## start Provided material

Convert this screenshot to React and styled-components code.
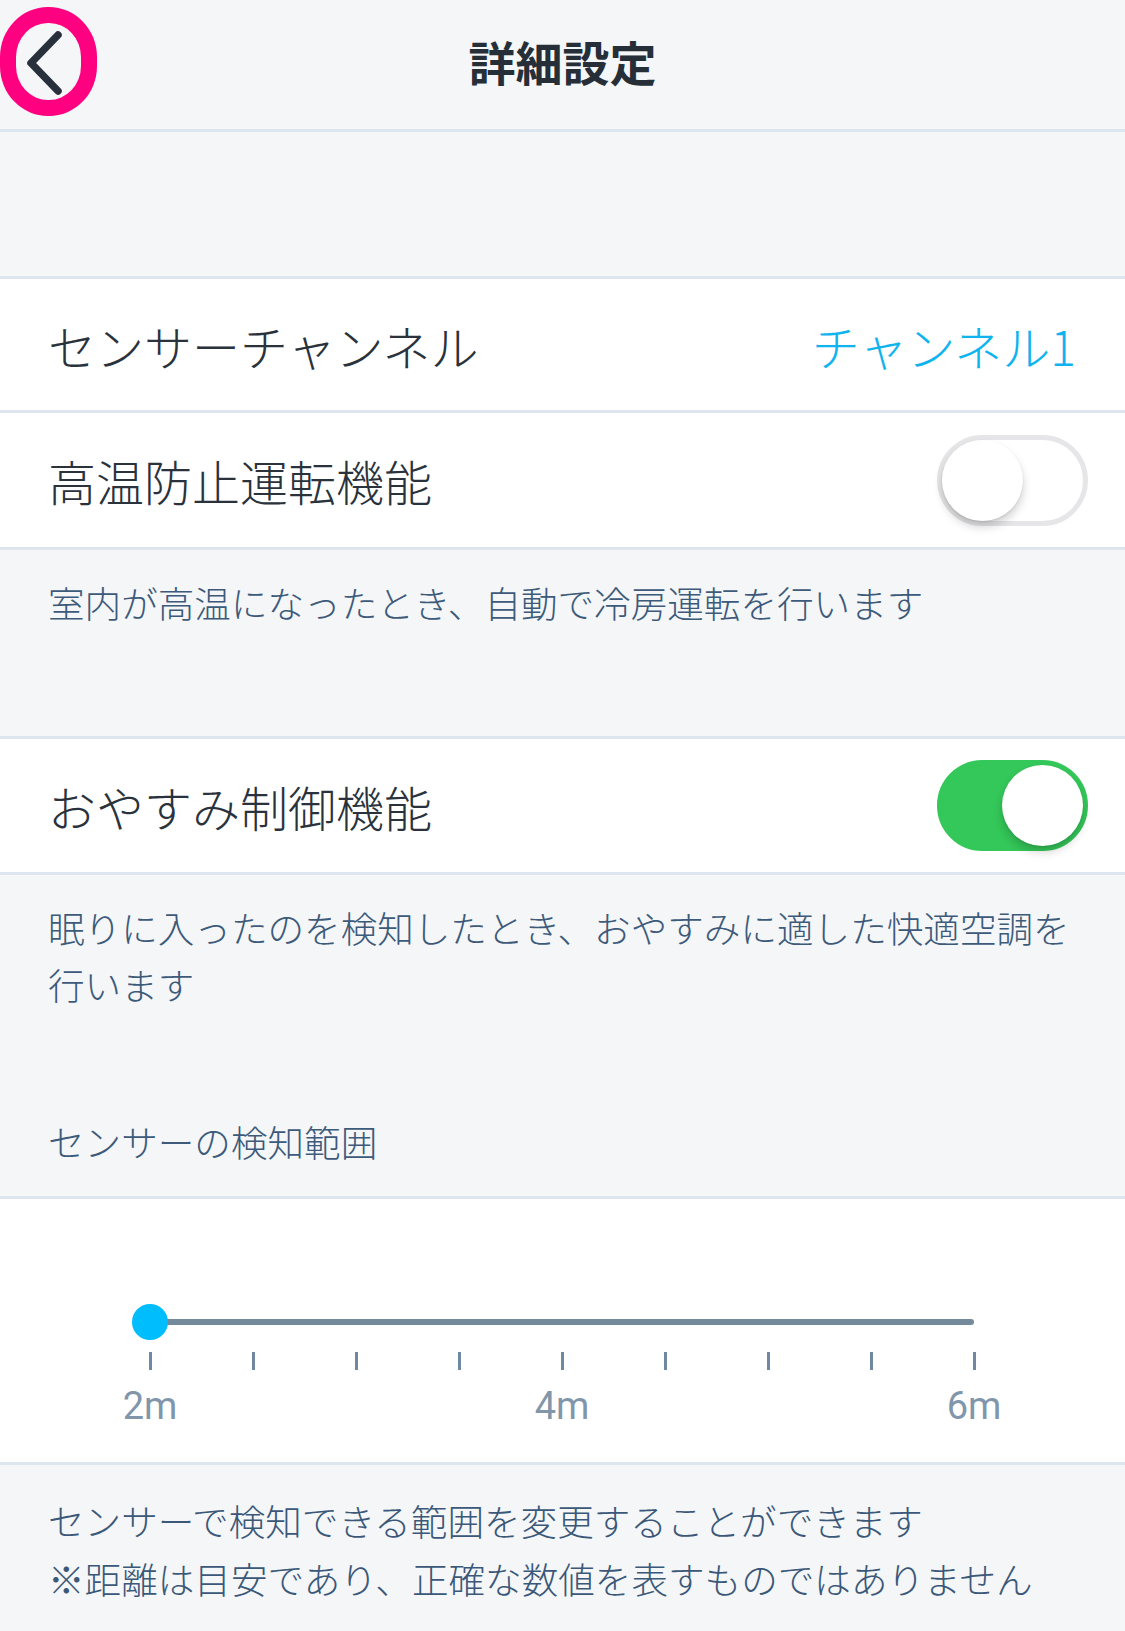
import React from 'react';
import styled, { createGlobalStyle } from 'styled-components';

const GlobalStyle = createGlobalStyle`
  html, body {
    margin: 0;
    padding: 0;
    background: #f4f6f8;
  }
  body {
    font-family: "Noto Sans CJK JP", "Noto Sans", sans-serif;
  }
`;

const Page = styled.div`
  width: 1125px;
  min-height: 1631px;
  background: #f4f6f8;
  color: #2a323c;
`;

const Header = styled.header`
  height: 129px;
  display: grid;
  grid-template-columns: 120px 1fr 120px;
  align-items: center;
  border-bottom: 3px solid #dde5ef;
`;

const BackButton = styled.button`
  width: 97px;
  height: 109px;
  margin: 0;
  padding: 0;
  box-sizing: border-box;
  border: 16px solid #ff0080;
  border-radius: 48px / 50px;
  background: transparent;
  display: flex;
  align-items: center;
  justify-content: center;
  align-self: start;
  margin-top: 7px;
`;

const Title = styled.h1`
  margin: 0 0 8px;
  text-align: center;
  font-size: 47px;
  font-weight: 700;
  color: #262e37;
`;

const Spacer = styled.div`
  height: 144px;
`;

const Group = styled.section`
  background: #fff;
  border-top: 3px solid #dde5ef;
  border-bottom: 3px solid #dde5ef;
`;

const Row = styled.div`
  height: ${(p) => p.$h}px;
  display: flex;
  align-items: center;
  justify-content: space-between;
  padding: 0 37px 0 48px;
  & + & {
    border-top: 3px solid #dde5ef;
  }
`;

const Label = styled.span`
  font-size: 48px;
  font-weight: 300;
  color: #2a323c;
`;

const Value = styled.span`
  font-size: 48px;
  font-weight: 300;
  color: #0fb4ee;
  margin-right: 12px;
`;

const Toggle = styled.div`
  position: relative;
  width: 151px;
  height: 91px;
  box-sizing: border-box;
  border-radius: 46px;
  background: ${(p) => (p.$on ? '#34c759' : '#fff')};
  border: 5px solid ${(p) => (p.$on ? '#34c759' : '#e6e6e8')};
`;

const Knob = styled.div`
  position: absolute;
  top: 0;
  left: ${(p) => (p.$on ? '60px' : '0')};
  width: 81px;
  height: 81px;
  border-radius: 50%;
  background: #fff;
  box-shadow: 0 6px 10px rgba(0, 0, 0, 0.18), 0 1px 2px rgba(0, 0, 0, 0.1);
`;

const Description = styled.div`
  padding: 24px 30px ${(p) => p.$pb}px 48px;
  font-size: 36.6px;
  font-weight: 300;
  line-height: 57px;
  color: #3d5a7a;
`;

const SectionLabel = styled.div`
  margin-top: 100px;
`;

const SliderSection = styled.section`
  background: #fff;
  border-top: 3px solid #dde5ef;
  border-bottom: 3px solid #dde5ef;
  padding: 105px 151px 34px 150px;
`;

const TrackWrap = styled.div`
  position: relative;
  height: 36px;
  display: flex;
  align-items: center;
`;

const Track = styled.div`
  width: 100%;
  height: 6px;
  border-radius: 3px;
  background: #738a9c;
`;

const Thumb = styled.div`
  position: absolute;
  left: -18px;
  top: 0;
  width: 36px;
  height: 36px;
  border-radius: 50%;
  background: #00bdfd;
`;

const Ticks = styled.div`
  margin: 12px -1.5px 0;
  height: 18px;
  display: flex;
  justify-content: space-between;
`;

const Tick = styled.span`
  width: 3px;
  height: 18px;
  background: #7088a0;
`;

const Scale = styled.div`
  margin-top: 14px;
  display: flex;
  justify-content: space-between;
`;

const ScaleLabel = styled.span`
  width: 0;
  display: flex;
  justify-content: center;
  white-space: nowrap;
  font-family: Roboto, "Liberation Sans", sans-serif;
  font-size: 38px;
  line-height: 44px;
  color: #8196ab;
`;

const Footer = styled.div`
  padding: 27px 30px 20px 48px;
  font-size: 36.6px;
  font-weight: 300;
  line-height: 58px;
  color: #3b5878;
`;

const ChevronLeft = () => (
  <svg width="65" height="77" viewBox="0 0 65 77" fill="none">
    <path
      d="M42 12 L15 40 L42 68"
      stroke="#28313b"
      strokeWidth="7.5"
      strokeLinecap="round"
      strokeLinejoin="round"
    />
  </svg>
);

const Switch = ({ on }) => (
  <Toggle $on={on}>
    <Knob $on={on} />
  </Toggle>
);

const ticks = Array.from({ length: 9 });

const App = () => (
  <Page>
    <GlobalStyle />
    <Header>
      <BackButton aria-label="戻る">
        <ChevronLeft />
      </BackButton>
      <Title>詳細設定</Title>
      <span />
    </Header>

    <Spacer />

    <Group>
      <Row $h={131}>
        <Label>センサーチャンネル</Label>
        <Value>チャンネル1</Value>
      </Row>
      <Row $h={134}>
        <Label>高温防止運転機能</Label>
        <Switch on={false} />
      </Row>
    </Group>

    <Description $pb={105}>
      室内が高温になったとき、自動で冷房運転を行います
    </Description>

    <Group>
      <Row $h={133}>
        <Label>おやすみ制御機能</Label>
        <Switch on />
      </Row>
    </Group>

    <Description $pb={26}>
      眠りに入ったのを検知したとき、おやすみに適した快適空調を
      <br />
      行います
      <SectionLabel>センサーの検知範囲</SectionLabel>
    </Description>

    <SliderSection>
      <TrackWrap>
        <Track />
        <Thumb />
      </TrackWrap>
      <Ticks>
        {ticks.map((_, i) => (
          <Tick key={i} />
        ))}
      </Ticks>
      <Scale>
        <ScaleLabel>2m</ScaleLabel>
        <ScaleLabel>4m</ScaleLabel>
        <ScaleLabel>6m</ScaleLabel>
      </Scale>
    </SliderSection>

    <Footer>
      センサーで検知できる範囲を変更することができます
      <br />
      ※距離は目安であり、正確な数値を表すものではありません
    </Footer>
  </Page>
);

export default App;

## end Provided material

## Request
List the lines of the material in which the word "React" occurs.

## Final result
Convert this screenshot to React and styled-components code.
import React from 'react';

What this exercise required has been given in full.